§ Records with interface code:
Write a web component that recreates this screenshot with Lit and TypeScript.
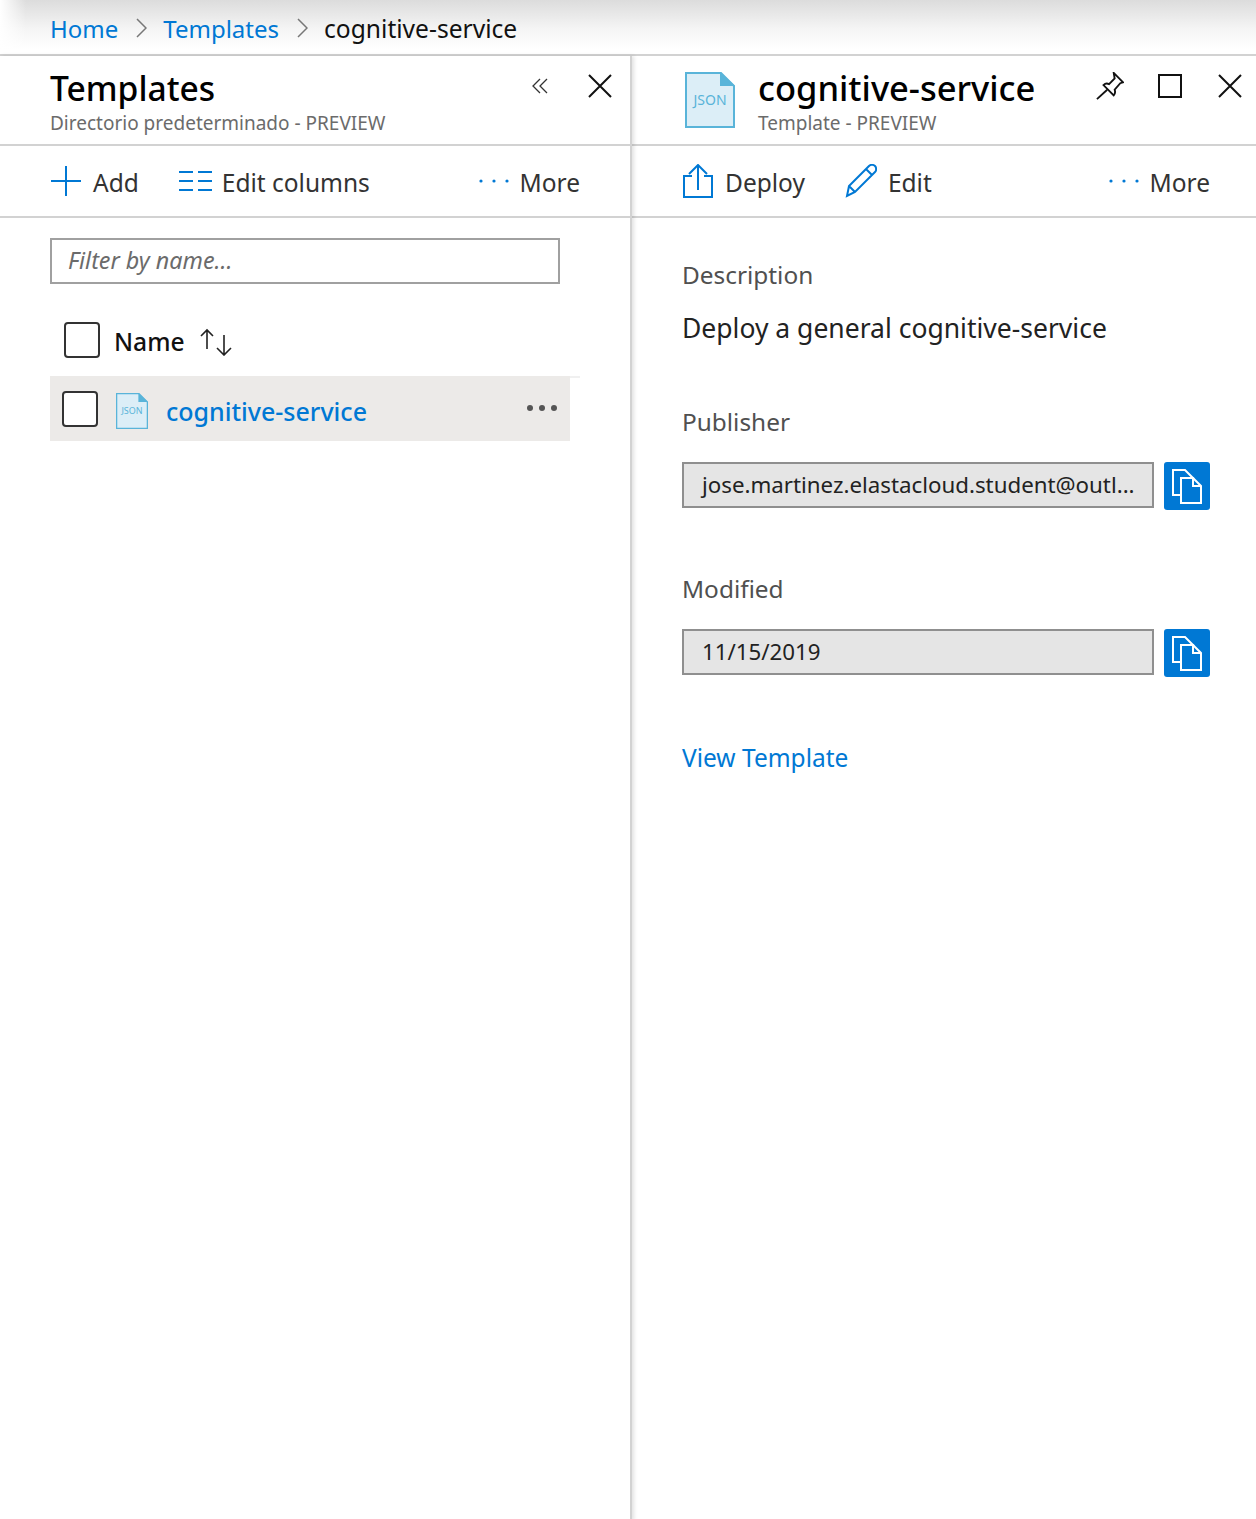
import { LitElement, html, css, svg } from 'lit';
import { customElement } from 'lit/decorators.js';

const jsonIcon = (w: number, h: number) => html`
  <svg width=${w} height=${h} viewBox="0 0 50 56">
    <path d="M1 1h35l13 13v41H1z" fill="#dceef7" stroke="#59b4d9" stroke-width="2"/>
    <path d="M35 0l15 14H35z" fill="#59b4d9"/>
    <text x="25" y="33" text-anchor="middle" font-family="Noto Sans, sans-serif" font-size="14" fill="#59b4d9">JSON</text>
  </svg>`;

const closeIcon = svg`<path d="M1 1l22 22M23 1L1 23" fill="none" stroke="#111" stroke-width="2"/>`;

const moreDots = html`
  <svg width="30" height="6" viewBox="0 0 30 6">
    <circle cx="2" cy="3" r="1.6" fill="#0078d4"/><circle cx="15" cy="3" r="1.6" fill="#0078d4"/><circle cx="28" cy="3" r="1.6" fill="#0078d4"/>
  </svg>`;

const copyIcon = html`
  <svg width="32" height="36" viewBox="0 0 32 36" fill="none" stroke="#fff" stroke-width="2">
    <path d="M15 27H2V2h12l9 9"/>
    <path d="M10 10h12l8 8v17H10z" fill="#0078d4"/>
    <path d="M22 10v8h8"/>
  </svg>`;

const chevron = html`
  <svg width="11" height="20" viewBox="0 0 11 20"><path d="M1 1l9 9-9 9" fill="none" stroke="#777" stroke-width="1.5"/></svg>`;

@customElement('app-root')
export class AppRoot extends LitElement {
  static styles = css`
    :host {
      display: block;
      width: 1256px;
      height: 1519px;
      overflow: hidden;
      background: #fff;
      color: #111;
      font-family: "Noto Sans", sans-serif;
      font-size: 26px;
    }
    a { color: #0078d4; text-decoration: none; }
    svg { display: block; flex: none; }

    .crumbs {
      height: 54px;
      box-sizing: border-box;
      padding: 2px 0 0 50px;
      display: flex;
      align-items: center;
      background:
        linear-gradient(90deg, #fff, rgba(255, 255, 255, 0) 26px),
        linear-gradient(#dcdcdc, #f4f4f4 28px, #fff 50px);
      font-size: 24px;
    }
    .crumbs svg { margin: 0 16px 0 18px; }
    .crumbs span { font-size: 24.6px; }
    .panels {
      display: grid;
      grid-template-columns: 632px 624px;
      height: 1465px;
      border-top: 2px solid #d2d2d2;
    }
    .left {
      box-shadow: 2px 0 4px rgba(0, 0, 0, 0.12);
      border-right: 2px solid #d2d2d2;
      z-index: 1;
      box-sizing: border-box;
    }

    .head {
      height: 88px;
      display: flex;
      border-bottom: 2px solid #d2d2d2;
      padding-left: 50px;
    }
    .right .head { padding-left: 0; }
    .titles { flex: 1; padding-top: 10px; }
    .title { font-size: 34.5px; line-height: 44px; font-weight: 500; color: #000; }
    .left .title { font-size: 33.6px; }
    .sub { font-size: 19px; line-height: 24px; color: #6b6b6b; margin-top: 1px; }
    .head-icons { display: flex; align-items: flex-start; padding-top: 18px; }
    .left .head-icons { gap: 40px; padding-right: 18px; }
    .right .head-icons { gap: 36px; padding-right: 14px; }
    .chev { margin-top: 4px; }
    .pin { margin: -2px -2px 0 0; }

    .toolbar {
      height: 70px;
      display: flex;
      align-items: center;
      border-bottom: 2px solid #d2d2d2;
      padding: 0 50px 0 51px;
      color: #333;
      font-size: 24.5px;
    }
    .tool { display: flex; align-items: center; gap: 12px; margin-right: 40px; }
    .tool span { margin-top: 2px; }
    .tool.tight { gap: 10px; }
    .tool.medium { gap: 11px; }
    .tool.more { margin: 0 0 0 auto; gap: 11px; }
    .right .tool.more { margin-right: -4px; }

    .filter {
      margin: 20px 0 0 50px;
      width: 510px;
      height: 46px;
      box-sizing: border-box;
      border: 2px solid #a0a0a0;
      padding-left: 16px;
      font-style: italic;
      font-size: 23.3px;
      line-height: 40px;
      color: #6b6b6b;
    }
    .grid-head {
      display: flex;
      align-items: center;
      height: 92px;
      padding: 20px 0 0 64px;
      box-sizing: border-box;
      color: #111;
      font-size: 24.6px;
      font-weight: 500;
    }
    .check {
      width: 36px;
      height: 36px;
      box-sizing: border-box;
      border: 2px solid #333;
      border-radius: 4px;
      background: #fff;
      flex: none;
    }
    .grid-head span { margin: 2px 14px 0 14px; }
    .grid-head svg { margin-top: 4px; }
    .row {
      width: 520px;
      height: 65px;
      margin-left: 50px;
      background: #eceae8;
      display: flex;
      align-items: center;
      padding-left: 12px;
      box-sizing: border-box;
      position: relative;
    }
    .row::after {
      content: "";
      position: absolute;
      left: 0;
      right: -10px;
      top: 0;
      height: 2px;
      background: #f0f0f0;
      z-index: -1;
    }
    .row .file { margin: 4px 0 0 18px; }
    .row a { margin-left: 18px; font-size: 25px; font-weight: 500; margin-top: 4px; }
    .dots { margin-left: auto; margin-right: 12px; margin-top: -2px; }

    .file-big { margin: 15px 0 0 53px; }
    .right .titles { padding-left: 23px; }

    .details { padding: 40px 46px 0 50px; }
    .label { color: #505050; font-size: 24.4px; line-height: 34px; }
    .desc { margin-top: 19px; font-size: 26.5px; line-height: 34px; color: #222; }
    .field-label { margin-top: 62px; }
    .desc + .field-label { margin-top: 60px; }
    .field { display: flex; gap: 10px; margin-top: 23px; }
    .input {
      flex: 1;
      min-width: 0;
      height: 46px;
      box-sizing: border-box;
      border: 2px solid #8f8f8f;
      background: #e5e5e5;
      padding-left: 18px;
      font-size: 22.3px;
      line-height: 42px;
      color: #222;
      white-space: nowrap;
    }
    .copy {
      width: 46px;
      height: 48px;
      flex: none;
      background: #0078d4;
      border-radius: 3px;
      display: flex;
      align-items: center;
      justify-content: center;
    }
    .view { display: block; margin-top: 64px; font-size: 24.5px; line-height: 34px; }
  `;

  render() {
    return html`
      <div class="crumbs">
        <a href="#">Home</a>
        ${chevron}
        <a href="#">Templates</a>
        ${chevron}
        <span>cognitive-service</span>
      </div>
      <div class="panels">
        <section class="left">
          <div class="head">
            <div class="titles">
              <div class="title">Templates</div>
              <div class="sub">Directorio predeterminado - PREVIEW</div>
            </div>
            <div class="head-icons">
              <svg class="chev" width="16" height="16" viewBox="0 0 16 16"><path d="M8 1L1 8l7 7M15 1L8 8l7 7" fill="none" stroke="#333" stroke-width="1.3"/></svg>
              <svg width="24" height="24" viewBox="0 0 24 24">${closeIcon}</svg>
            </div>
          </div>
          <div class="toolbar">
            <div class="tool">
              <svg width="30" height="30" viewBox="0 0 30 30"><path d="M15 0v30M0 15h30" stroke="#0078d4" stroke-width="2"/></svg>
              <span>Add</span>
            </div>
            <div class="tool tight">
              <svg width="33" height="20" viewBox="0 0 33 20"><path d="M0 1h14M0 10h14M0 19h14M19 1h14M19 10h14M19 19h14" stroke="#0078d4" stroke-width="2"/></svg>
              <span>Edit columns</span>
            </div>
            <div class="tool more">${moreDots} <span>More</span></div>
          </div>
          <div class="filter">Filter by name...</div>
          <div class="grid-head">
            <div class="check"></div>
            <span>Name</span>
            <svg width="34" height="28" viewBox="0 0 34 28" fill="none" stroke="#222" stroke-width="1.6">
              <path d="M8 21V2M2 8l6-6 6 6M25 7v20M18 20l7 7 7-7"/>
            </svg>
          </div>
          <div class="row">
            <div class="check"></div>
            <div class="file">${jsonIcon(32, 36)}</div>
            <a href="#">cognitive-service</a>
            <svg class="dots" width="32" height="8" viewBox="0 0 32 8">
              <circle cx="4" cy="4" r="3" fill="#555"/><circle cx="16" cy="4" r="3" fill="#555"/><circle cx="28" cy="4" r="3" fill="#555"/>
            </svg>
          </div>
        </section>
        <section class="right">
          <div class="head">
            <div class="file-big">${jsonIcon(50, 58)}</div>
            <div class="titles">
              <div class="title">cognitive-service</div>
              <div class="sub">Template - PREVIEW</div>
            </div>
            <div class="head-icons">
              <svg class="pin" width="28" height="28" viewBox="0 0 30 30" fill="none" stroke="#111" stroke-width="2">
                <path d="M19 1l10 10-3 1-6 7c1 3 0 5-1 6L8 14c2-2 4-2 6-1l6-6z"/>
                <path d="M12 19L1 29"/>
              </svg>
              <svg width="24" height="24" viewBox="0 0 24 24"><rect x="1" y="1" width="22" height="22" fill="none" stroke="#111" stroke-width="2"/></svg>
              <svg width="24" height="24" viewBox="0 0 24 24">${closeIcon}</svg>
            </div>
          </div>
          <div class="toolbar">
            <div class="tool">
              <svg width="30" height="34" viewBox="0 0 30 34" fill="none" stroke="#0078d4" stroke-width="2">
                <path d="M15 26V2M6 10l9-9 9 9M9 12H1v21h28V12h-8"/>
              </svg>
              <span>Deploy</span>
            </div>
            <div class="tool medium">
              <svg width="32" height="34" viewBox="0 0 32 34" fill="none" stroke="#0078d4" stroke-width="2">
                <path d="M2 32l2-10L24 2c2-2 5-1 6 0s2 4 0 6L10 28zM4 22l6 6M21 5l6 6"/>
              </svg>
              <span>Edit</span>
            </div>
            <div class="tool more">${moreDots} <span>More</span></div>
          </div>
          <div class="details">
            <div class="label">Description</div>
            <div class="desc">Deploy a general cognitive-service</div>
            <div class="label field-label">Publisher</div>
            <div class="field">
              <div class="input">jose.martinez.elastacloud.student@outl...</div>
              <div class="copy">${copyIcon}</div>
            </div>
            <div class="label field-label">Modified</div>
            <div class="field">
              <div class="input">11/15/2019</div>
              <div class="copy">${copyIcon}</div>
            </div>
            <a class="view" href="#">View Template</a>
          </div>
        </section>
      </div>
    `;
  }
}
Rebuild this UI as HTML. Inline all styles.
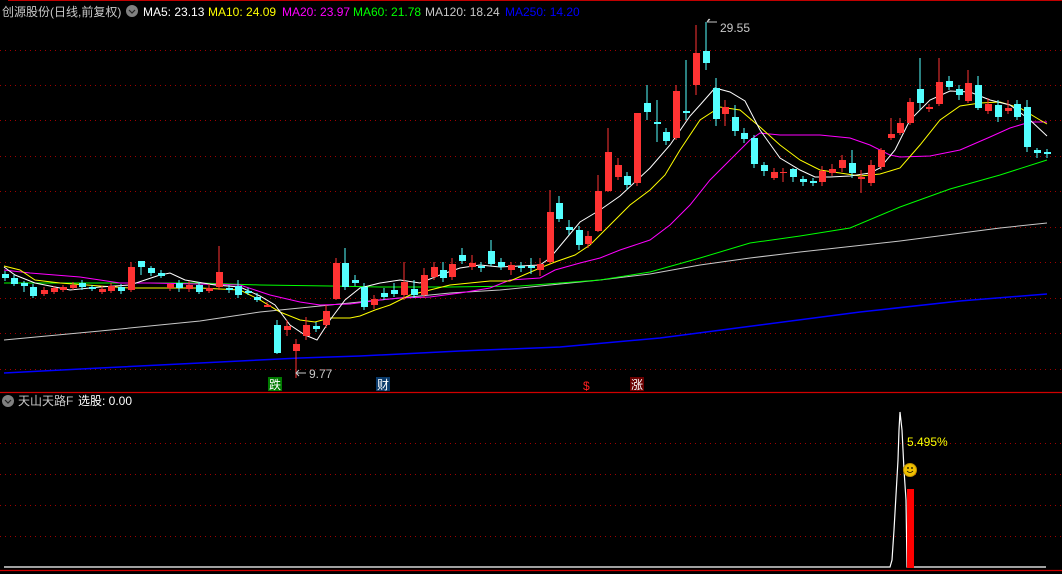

§ Aim of the task:
Return all the lines that contain the string "styles".

§ In response:
  static styles = css`
Rebuild this UI as HTML. Inline all styles.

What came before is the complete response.